From the programmers perspective simplest and most pleasing concept: write your code normally and rely on compiler to generate SIMD instructions.  This is the biggest advantage of this approach. Unfortunately it is not that simple in practice.

First of all the compiler needs to be aware of SIMD instructions. If using g++, clang++ or some proprietary compiler developed specifically for the purpose then you are on the safe side. If the compiler is developed in-house or it is a niche language, then this approach will probably not work.

Secondly, the compiler cannot optimize any kind of codes. One thing is that autovectorization is usually limited to loops. And not all loops are allowed to be vectorized. In most cases the code has to be re-written to meet some specific criteria:

  • number of iterations has to be countable – that is it has to be known before the loop starts running,
  • no data dependencies between iterations – results of next iterations cannot use results from preceding iterations,
  • no control flow that breaks the loop – in C++ context this means no break and goto statements.

Third problem is performance stability. Imagine that you are working in a project where you are responsible for providing performance components. Suddenly someone is given a task to extend functionality of primitives that you tediously tuned for performance.  They modify one hot loop with seemingly innocent additional statement. The change makes it to the baseline and go to customer. Suddenly you get tons of bug reports saying that between two versions there is say an 8x slow-down… Now guess who is going to be blamed for that?

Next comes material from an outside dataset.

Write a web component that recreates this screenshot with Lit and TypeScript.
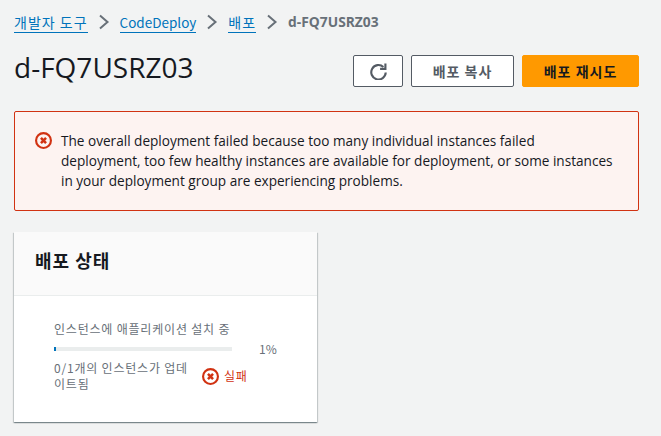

Some more reading about autovectorization:
GCC gives a nice list of loops that can be autovectorized.
A nice post on how SIMD can be used in java can be found here.
A guide to use autovectorization with Intel compiler.

One additional technology that I would put also into this classification is OpenMP. (I know, some people will not agree, but we are only talking about #pragma omp simd which is a very small feature of the whole standard. ) The approach is based on annotating loops or functions with directives informing that the compiler can safely replace a scalar construct with its’ SIMD equivalent. The only difference with basic autovectorization is the fact that it is easier to inform the compiler that specific criteria for loop vectorization are fulfilled. It also requires a compliant compiler.

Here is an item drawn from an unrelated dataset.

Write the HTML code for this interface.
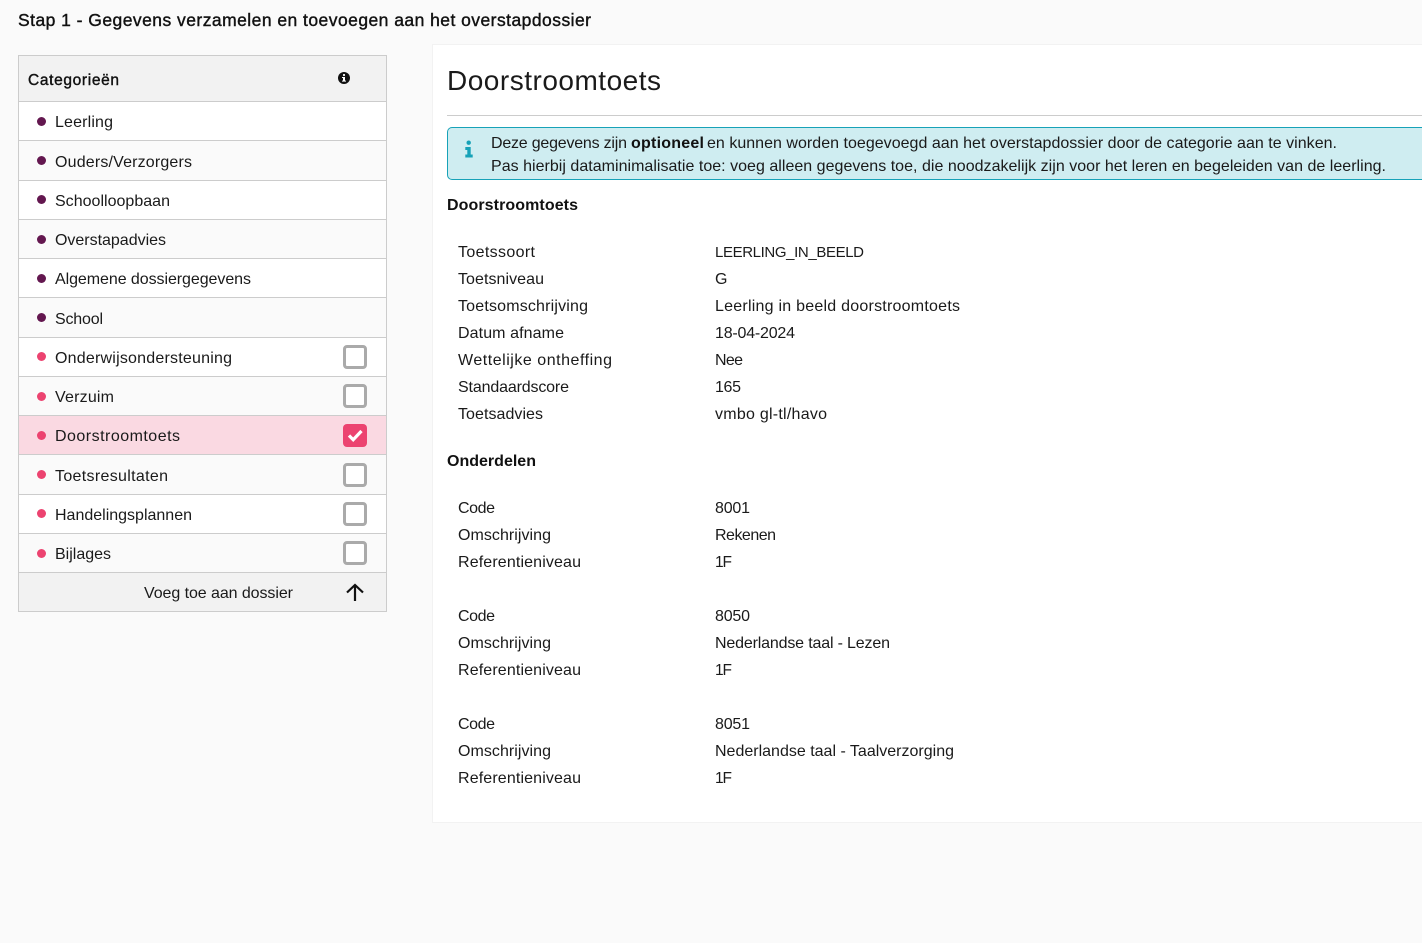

The most crude way of programming. Regardless of what people say to you this is still used. There is a plethora of disadvantages of manual assembly: validation, portability, problems with compiler interaction, code maintenance etc. The way I see it there is one perfectly good reason why you might use it: WYWIWYG (What You Want Is What You Get). When you write a list of assembly instructions, you will get exactly what you requested. No transformations performed by compiler, except for mapping register names. This gives you almost total control over what will happen inside your kernels.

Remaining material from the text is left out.